If the AWPLR falls below 20 percent and settles at 15-17 percent in the first half of 2023, it will provide a positive impetus for investment and eventual growth.

CONSUMPTION While exports and investment should be the key drivers of long-term sustainable growth, consumption in the near term will be a key factor given that household consumption accounts for 60-65 percent of GDP.

With increases in the cost of living, aggregate demand declined and consumption fell in 2022. However, the falls in the second and third quarters of last year were not as steep as the overall decline in GDP, highlighting a more resilient consumer sentiment than one would think.

This year will see fresh challenges for consumers with the revised tax regime – although it probably wouldn’t be as steep as most are expecting it to be. This is due to the fact that less than 15 percent of the working population will pay direct taxes such as Pay As You Earn (PAYE) or income tax.
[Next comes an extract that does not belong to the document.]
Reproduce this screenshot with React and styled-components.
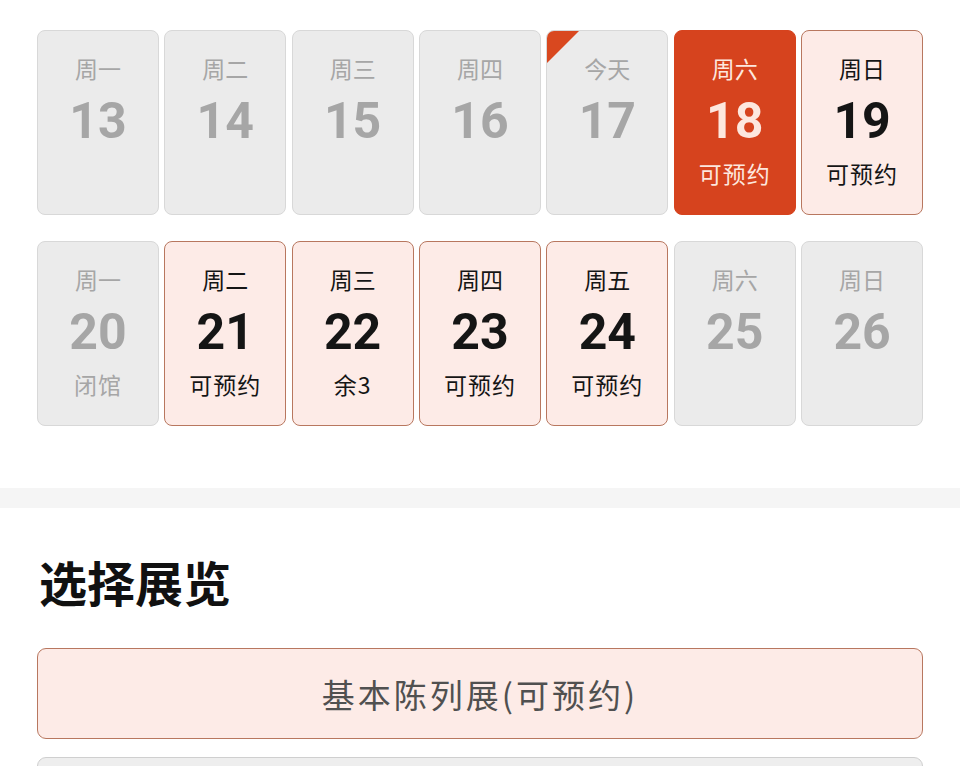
import styled, { createGlobalStyle, css } from 'styled-components';

const GlobalStyle = createGlobalStyle`
  html, body {
    margin: 0;
    padding: 0;
    background: #fff;
    font-family: 'Noto Sans CJK SC', 'Noto Sans', sans-serif;
  }
`;

const weeks = [
  [
    { wd: '周一', day: 13, kind: 'off' },
    { wd: '周二', day: 14, kind: 'off' },
    { wd: '周三', day: 15, kind: 'off' },
    { wd: '周四', day: 16, kind: 'off' },
    { wd: '今天', day: 17, kind: 'off', today: true },
    { wd: '周六', day: 18, kind: 'selected', note: '可预约' },
    { wd: '周日', day: 19, kind: 'open', note: '可预约' },
  ],
  [
    { wd: '周一', day: 20, kind: 'off', note: '闭馆' },
    { wd: '周二', day: 21, kind: 'open', note: '可预约' },
    { wd: '周三', day: 22, kind: 'open', note: '余3' },
    { wd: '周四', day: 23, kind: 'open', note: '可预约' },
    { wd: '周五', day: 24, kind: 'open', note: '可预约' },
    { wd: '周六', day: 25, kind: 'off' },
    { wd: '周日', day: 26, kind: 'off' },
  ],
];

const App = () => {
  return (
    <Page>
      <GlobalStyle />
      <Calendar>
        {weeks.map((week, i) => (
          <Week key={i}>
            {week.map((d) => (
              <Day key={d.day} kind={d.kind}>
                {d.today && <TodayMark />}
                <WeekDay>{d.wd}</WeekDay>
                <DayNum>{d.day}</DayNum>
                <Note>{d.note || ''}</Note>
              </Day>
            ))}
          </Week>
        ))}
      </Calendar>
      <Divider />
      <Section>
        <Title>选择展览</Title>
        <Exhibit active>基本陈列展(可预约)</Exhibit>
        <Exhibit />
      </Section>
    </Page>
  );
};

export default App;

const Page = styled.div`
  width: 960px;
  height: 766px;
  overflow: hidden;
  background: #fff;
`;

const Calendar = styled.div`
  padding: 30px 37px 0;
  display: flex;
  flex-direction: column;
  gap: 26px;
  height: 458px;
  box-sizing: border-box;
`;

const Week = styled.div`
  display: grid;
  grid-template-columns: repeat(7, 1fr);
  gap: 5.5px;
`;

const kinds = {
  off: css`
    background: #ebebeb;
    border-color: #d8d8d8;
    color: #a6a6a6;
  `,
  open: css`
    background: #fdebe7;
    border-color: #b8775f;
    color: #151515;
  `,
  selected: css`
    background: #d6431e;
    border-color: #d6431e;
    color: #fde7de;
  `,
};

const Day = styled.div`
  position: relative;
  overflow: hidden;
  height: 185px;
  box-sizing: border-box;
  border: 1.5px solid;
  border-radius: 8px;
  display: flex;
  flex-direction: column;
  align-items: center;
  padding-top: 22px;
  ${(p) => kinds[p.kind]}
`;

const TodayMark = styled.div`
  position: absolute;
  top: 0;
  left: 0;
  width: 0;
  height: 0;
  border-top: 32px solid #d9481f;
  border-right: 32px solid transparent;
`;

const WeekDay = styled.div`
  font-size: 23px;
  line-height: 30px;
`;

const DayNum = styled.div`
  margin-top: 2px;
  font-family: Roboto, 'Noto Sans', sans-serif;
  font-weight: 700;
  font-size: 50px;
  line-height: 72px;
`;

const Note = styled.div`
  font-size: 23px;
  line-height: 32px;
  letter-spacing: 1px;
`;

const Divider = styled.div`
  height: 20px;
  background: #f5f5f5;
  margin-top: 30px;
`;

const Section = styled.div`
  padding: 41px 37px 0;
  display: flex;
  flex-direction: column;
  gap: 18px;
`;

const Title = styled.h2`
  margin: 0 0 17px 2px;
  font-size: 48px;
  line-height: 64px;
  font-weight: 700;
  color: #111;
`;

const Exhibit = styled.div`
  flex-shrink: 0;
  height: 91px;
  box-sizing: border-box;
  border-radius: 9px;
  border: 1.5px solid ${(p) => (p.active ? '#b8775f' : '#cfcfcf')};
  background: ${(p) => (p.active ? '#fdebe7' : '#eeeeee')};
  display: flex;
  align-items: center;
  justify-content: center;
  font-size: 33px;
  letter-spacing: 3px;
  color: #505050;
`;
In 2019, under the previous tax regime – where the threshold was above Rs. 100,000 for monthly income to be taxed – there were 1.1 million tax files, which is around 13 percent of the working population.

Following the revisions in 2021, the number of tax files reduced to a mere 67,687. This erosion of the tax base was a key trigger for the economic crisis. The adoption of a more stringent tax regime will no doubt have its difficulties for households but it is a requirement to widen the net to at least 1.5 million tax files.

As consumers adjust in the first half of the year to direct and indirect tax hikes, household consumption will likely contract. However, with the easing of inflation and interest rates, there will be a bounce back commencing in the second half of 2023.

Growth will also be supported by sectors such as agriculture and tourism, which were impacted negatively over the past few years. There are already positive signs for these sectors.